The latest Institute for Supply Management (ISM) manufacturing index hit 54.9 in May, versus consensus estimates of around 54.5, continuing a long stretch of expansion in the key sector. The measure showed manufacturing activity increased for the 96th straight month overall. Any reading above 50 demonstrates likely growth.
The index was up slightly from the 54.8 mark reported for April as 15 of the 18 manufacturing industries included in the survey grew in May. Segments like furniture, plastics and rubber products, machinery, food and beverage, and tobacco products all saw gains.

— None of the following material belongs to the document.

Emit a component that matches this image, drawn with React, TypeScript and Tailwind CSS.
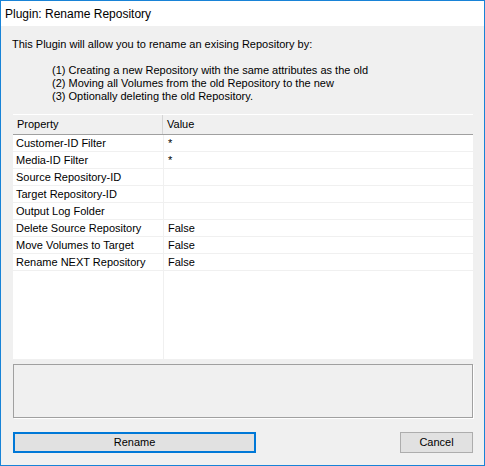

Meanwhile, other measures brought varying results. The production index, for example, decreased to 57.1 from 58.6. ISM’s prices index fell to 60.5 from 68.5 in April, and order backlogs dropped to 55 from 57. The employment index, though, strengthened to 53.5 from 52. The new orders index grew to 59.5, an increase of 2 percentage points from the April reading.
Separate data from firm Markit sounded in tune with some of the down notes in ISM’s finding. For instance, Markit’s final May purchasing manager’s index slipped to 52.7, an eight-month low. Although new order levels increased in May, the rate of expansion was the least marked recorded since September 2016.

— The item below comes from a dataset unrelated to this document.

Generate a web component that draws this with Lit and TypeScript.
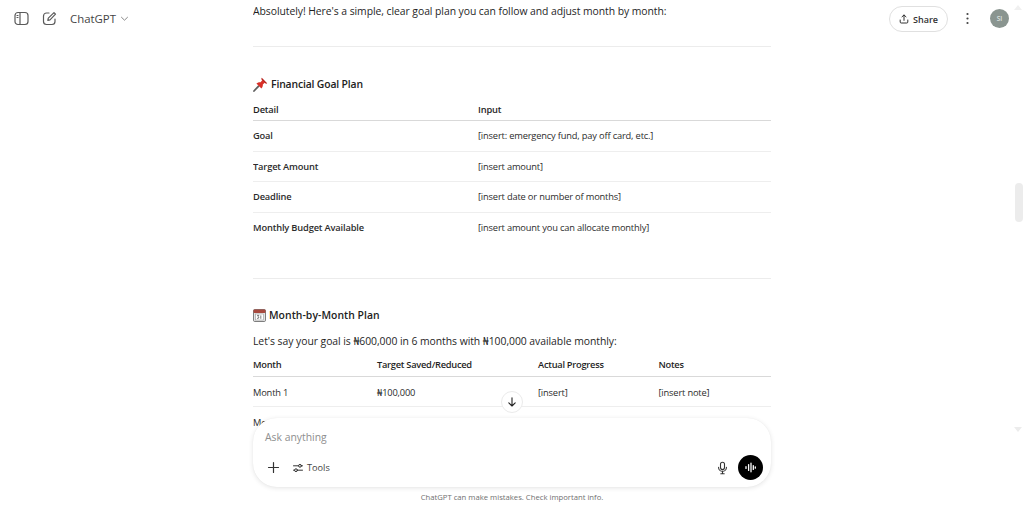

“Manufacturing growth momentum continued to ebb in May, down to its weakest since just before the presidential election,” said Chris Williamson, the chief business economist at IHS Markit. “Manufacturing output, order books and employment all grew at only modest rates as sluggish sales prompted firms to scale back hiring. Exports sales remained especially lackluster, hampered in part by the relatively strong dollar. The survey also brought signs of companies becoming more cautious about holding inventory.”